» Task prompt:
Transcribe everything in the data word for word. Pictures are left out.

» Data shown:
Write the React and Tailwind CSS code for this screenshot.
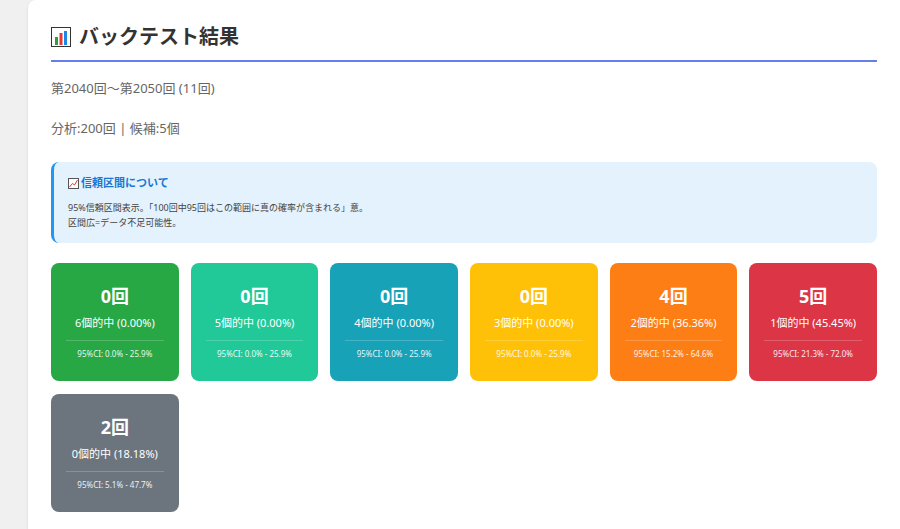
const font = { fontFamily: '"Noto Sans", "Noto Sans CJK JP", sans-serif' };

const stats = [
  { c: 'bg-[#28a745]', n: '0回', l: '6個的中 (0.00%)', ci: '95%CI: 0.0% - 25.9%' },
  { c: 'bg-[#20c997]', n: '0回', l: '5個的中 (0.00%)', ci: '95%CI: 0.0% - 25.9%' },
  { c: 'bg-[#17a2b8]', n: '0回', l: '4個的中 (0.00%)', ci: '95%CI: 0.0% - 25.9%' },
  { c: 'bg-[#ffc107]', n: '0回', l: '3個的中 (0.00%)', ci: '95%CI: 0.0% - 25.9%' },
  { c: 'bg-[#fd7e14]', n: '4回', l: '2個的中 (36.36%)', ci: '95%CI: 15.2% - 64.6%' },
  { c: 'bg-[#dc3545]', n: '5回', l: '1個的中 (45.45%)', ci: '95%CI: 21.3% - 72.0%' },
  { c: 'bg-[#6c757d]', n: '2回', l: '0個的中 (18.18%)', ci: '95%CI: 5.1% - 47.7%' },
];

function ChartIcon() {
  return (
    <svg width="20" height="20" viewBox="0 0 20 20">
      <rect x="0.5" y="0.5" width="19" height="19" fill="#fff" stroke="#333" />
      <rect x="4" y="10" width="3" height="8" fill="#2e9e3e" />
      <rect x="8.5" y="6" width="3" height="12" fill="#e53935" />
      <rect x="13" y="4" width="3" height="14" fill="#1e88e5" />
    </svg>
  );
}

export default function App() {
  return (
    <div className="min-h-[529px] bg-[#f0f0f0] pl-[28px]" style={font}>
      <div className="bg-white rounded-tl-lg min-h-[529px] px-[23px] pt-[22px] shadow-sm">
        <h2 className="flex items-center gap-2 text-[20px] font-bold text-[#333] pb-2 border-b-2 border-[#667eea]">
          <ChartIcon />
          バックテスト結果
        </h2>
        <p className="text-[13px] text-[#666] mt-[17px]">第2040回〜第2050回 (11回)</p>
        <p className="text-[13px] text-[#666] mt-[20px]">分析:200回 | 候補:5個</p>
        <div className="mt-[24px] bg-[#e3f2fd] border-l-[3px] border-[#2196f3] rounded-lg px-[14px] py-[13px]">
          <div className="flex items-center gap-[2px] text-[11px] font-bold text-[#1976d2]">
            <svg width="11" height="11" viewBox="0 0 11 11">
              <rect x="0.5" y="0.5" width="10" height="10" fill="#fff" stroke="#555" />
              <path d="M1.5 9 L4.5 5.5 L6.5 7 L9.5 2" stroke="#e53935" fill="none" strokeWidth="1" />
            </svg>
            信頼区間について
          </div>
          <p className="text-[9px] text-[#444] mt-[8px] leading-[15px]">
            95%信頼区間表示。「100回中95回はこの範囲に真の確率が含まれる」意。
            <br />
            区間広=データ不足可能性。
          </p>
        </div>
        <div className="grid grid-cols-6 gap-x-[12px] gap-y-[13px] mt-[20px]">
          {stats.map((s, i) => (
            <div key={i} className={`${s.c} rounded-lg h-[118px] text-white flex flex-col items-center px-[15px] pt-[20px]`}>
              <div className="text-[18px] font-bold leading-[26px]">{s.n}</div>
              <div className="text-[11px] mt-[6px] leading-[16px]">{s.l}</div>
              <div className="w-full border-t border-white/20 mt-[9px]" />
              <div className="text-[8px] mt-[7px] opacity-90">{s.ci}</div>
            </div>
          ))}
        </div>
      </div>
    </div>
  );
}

» Solved problem:
Write the React and Tailwind CSS code for this screenshot.
const font = { fontFamily: '"Noto Sans", "Noto Sans CJK JP", sans-serif' };

const stats = [
  { c: 'bg-[#28a745]', n: '0回', l: '6個的中 (0.00%)', ci: '95%CI: 0.0% - 25.9%' },
  { c: 'bg-[#20c997]', n: '0回', l: '5個的中 (0.00%)', ci: '95%CI: 0.0% - 25.9%' },
  { c: 'bg-[#17a2b8]', n: '0回', l: '4個的中 (0.00%)', ci: '95%CI: 0.0% - 25.9%' },
  { c: 'bg-[#ffc107]', n: '0回', l: '3個的中 (0.00%)', ci: '95%CI: 0.0% - 25.9%' },
  { c: 'bg-[#fd7e14]', n: '4回', l: '2個的中 (36.36%)', ci: '95%CI: 15.2% - 64.6%' },
  { c: 'bg-[#dc3545]', n: '5回', l: '1個的中 (45.45%)', ci: '95%CI: 21.3% - 72.0%' },
  { c: 'bg-[#6c757d]', n: '2回', l: '0個的中 (18.18%)', ci: '95%CI: 5.1% - 47.7%' },
];

function ChartIcon() {
  return (
    <svg width="20" height="20" viewBox="0 0 20 20">
      <rect x="0.5" y="0.5" width="19" height="19" fill="#fff" stroke="#333" />
      <rect x="4" y="10" width="3" height="8" fill="#2e9e3e" />
      <rect x="8.5" y="6" width="3" height="12" fill="#e53935" />
      <rect x="13" y="4" width="3" height="14" fill="#1e88e5" />
    </svg>
  );
}

export default function App() {
  return (
    <div className="min-h-[529px] bg-[#f0f0f0] pl-[28px]" style={font}>
      <div className="bg-white rounded-tl-lg min-h-[529px] px-[23px] pt-[22px] shadow-sm">
        <h2 className="flex items-center gap-2 text-[20px] font-bold text-[#333] pb-2 border-b-2 border-[#667eea]">
          <ChartIcon />
          バックテスト結果
        </h2>
        <p className="text-[13px] text-[#666] mt-[17px]">第2040回〜第2050回 (11回)</p>
        <p className="text-[13px] text-[#666] mt-[20px]">分析:200回 | 候補:5個</p>
        <div className="mt-[24px] bg-[#e3f2fd] border-l-[3px] border-[#2196f3] rounded-lg px-[14px] py-[13px]">
          <div className="flex items-center gap-[2px] text-[11px] font-bold text-[#1976d2]">
            <svg width="11" height="11" viewBox="0 0 11 11">
              <rect x="0.5" y="0.5" width="10" height="10" fill="#fff" stroke="#555" />
              <path d="M1.5 9 L4.5 5.5 L6.5 7 L9.5 2" stroke="#e53935" fill="none" strokeWidth="1" />
            </svg>
            信頼区間について
          </div>
          <p className="text-[9px] text-[#444] mt-[8px] leading-[15px]">
            95%信頼区間表示。「100回中95回はこの範囲に真の確率が含まれる」意。
            <br />
            区間広=データ不足可能性。
          </p>
        </div>
        <div className="grid grid-cols-6 gap-x-[12px] gap-y-[13px] mt-[20px]">
          {stats.map((s, i) => (
            <div key={i} className={`${s.c} rounded-lg h-[118px] text-white flex flex-col items-center px-[15px] pt-[20px]`}>
              <div className="text-[18px] font-bold leading-[26px]">{s.n}</div>
              <div className="text-[11px] mt-[6px] leading-[16px]">{s.l}</div>
              <div className="w-full border-t border-white/20 mt-[9px]" />
              <div className="text-[8px] mt-[7px] opacity-90">{s.ci}</div>
            </div>
          ))}
        </div>
      </div>
    </div>
  );
}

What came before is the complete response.